Altman's startling reversal led Arkansas to enlist a search firm
to help find a coach, and Pelphrey apparently became a more serious
candidate once the Kentucky job was filled.

"He would not talk to us until after the Kentucky job,"
Arkansas athletic director Frank Broyles said. "We knew he was on
Kentucky's short list because the same firm was handling us and
them."

Pelphrey, though, says he doesn't view Arkansas as a stopover.
He even poked a bit of fun at Kentucky's famously demanding fans.

"If I was the Kentucky coach, the moment I hit the ground I'd
be a complete idiot," he said. "That would tarnish what I did as
a player there. This is the best situation for me and my family
right here."

Broyles was so impressed with Pelphrey he even cited Nolan
Richardson, the former Arkansas coach who was fired amid plenty of
acrimony in 2002.

"Nolan Richardson had a great quote the other day in the
paper," Broyles said. "He said you don't hire a coach and make
him fit. You hire someone who fits the job."

Pelphrey is well-versed in Arkansas history. He played for
Sutton, a former Arkansas coach, and was an assistant on Sutton's
staff at Oklahoma State. During his speech, Pelphrey mentioned the
1978 Razorbacks, who went to the Final Four under Sutton.

Also endearing to Arkansas fans is Pelphrey's plan for up-tempo
basketball.

"It's a mother-in-law defense," he said. "Constant pressure
and harassment."

Tom Ostrom, an assistant on Pelphrey's staff at South Alabama,
will join him at Arkansas.

Patrick Beverley, the sharp-shooting guard who was the SEC
newcomer of the year this season, sought to quell transfer
speculation. He said he'll stay at Arkansas.

"When I signed my letter of intent to play for Arkansas, I
didn't sign to play for any particular coach," Beverley said. "I
signed to play for the University of Arkansas."

Arkansas' athletic program has been in a bit of turmoil lately.
Coach Houston Nutt's football team went 10-4 last season, but the
Razorbacks' offensive coordinator left after one season, and prized
freshman quarterback Mitch Mustain is set to transfer.

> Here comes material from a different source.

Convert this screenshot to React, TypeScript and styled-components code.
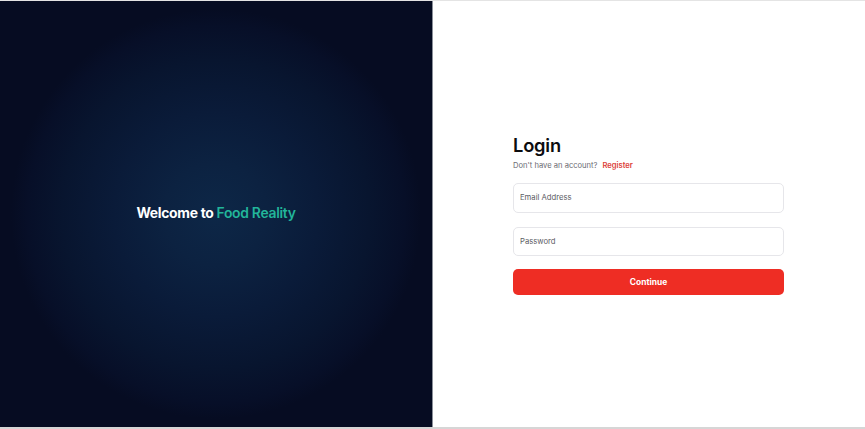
import React from "react";
import styled, { createGlobalStyle } from "styled-components";

const Global = createGlobalStyle`
  html, body { margin: 0; padding: 0; background: #ffffff; }
  body { font-family: Inter, "Noto Sans", sans-serif; }
  * { box-sizing: border-box; }
`;

const Page = styled.div`
  display: flex;
  width: 865px;
  height: 429px;
  border-top: 1px solid #e4e4e4;
  border-bottom: 2px solid #d6d6d6;
`;

const Hero = styled.section`
  width: 433px;
  flex: none;
  display: flex;
  align-items: center;
  justify-content: center;
  border-right: 1px solid #8a8f99;
  background: radial-gradient(
    circle 205px at 50% 50%,
    #0d2747 0%,
    #0c2241 25%,
    #0a1b39 50%,
    #08152f 75%,
    #070f28 92%,
    #060c22 100%
  );
`;

const HeroTitle = styled.h1`
  margin: 0 0 2px 0;
  font-family: Inter, "Noto Sans", sans-serif;
  font-weight: 700;
  font-size: 13.9px;
  letter-spacing: -0.3px;
  color: #ffffff;
`;

const Accent = styled.span`
  color: #22b59a;
  font-weight: 600;
`;

const FormSide = styled.section`
  flex: 1;
  display: flex;
  align-items: center;
  justify-content: flex-start;
  padding-left: 80px;
`;

const Form = styled.form`
  width: 271px;
  display: flex;
  flex-direction: column;
`;

const Title = styled.h2`
  margin: 0;
  font-family: Inter, "Noto Sans", sans-serif;
  font-size: 18.3px;
  font-weight: 600;
  letter-spacing: -0.2px;
  color: #0c0c0f;
  line-height: 22px;
`;

const Sub = styled.p`
  margin: 4px 0 0 0;
  font-size: 7.6px;
  color: #6b6b72;
  line-height: 11px;
`;

const Link = styled.a`
  color: #dc4139;
  font-weight: 600;
  margin-left: 5px;
  text-decoration: none;
`;

const Field = styled.input<{ $gap: number; $h: number }>`
  height: ${(p) => p.$h}px;
  width: 100%;
  border: 1px solid #e6e6ea;
  border-radius: 5px;
  padding: 0 6px;
  font-family: Inter, "Noto Sans", sans-serif;
  font-size: 7.7px;
  color: #333;
  background: #fff;
  outline: none;
  margin-top: ${(p) => p.$gap}px;
  &::placeholder { color: #5b5b63; }
`;

const Button = styled.button`
  margin-top: 13px;
  height: 26px;
  width: 100%;
  border: none;
  border-radius: 5px;
  background: #ee2d24;
  color: #ffffff;
  font-family: Inter, "Noto Sans", sans-serif;
  font-size: 8.4px;
  font-weight: 700;
  cursor: pointer;
`;

export default function App() {
  return (
    <>
      <Global />
      <Page>
        <Hero>
          <HeroTitle>
            Welcome to <Accent>Food Reality</Accent>
          </HeroTitle>
        </Hero>
        <FormSide>
          <Form onSubmit={(e) => e.preventDefault()}>
            <Title>Login</Title>
            <Sub>
              Don't have an account?<Link href="#">Register</Link>
            </Sub>
            <Field $gap={12} $h={30} placeholder="Email Address" />
            <Field $gap={14} $h={29} type="password" placeholder="Password" />
            <Button type="submit">Continue</Button>
          </Form>
        </FormSide>
      </Page>
    </>
  );
}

The basketball coaching search only added to the drama. After
Altman's change of heart, Arkansas issued a release saying two
basketball players had tested positive for marijuana and one was
under academic suspension.

Broyles, 82, announced in February he will retire at the end of
the year.

But Pelphrey will have an early chance to invigorate the fan
base. The Razorbacks went 21-14 last season and made the NCAA
tournament for the second straight year. Although that wasn't
enough to save Heath's job, hopes are high for next season --
Arkansas had no seniors in 2006-07.

The Razorbacks won the 1994 national championship under
Richardson, playing a style dubbed "40 Minutes of Hell." The
program has slipped from those heights. After Richardson's firing,
Heath went 82-71 in five seasons at Arkansas.

The Razorbacks were 43-24 over the last two years but still
haven't won an NCAA tournament game since 1999. Heath has taken the
South Florida job.

"We need to get this state rallied back up," Pelphrey said.
"I want you to know that your style of play is back, and we're
going to compete and play hard and get back to winning games and
try to compete for championships in the SEC. We know if we do that,
it's going to put us in an unbelievable situation nationally."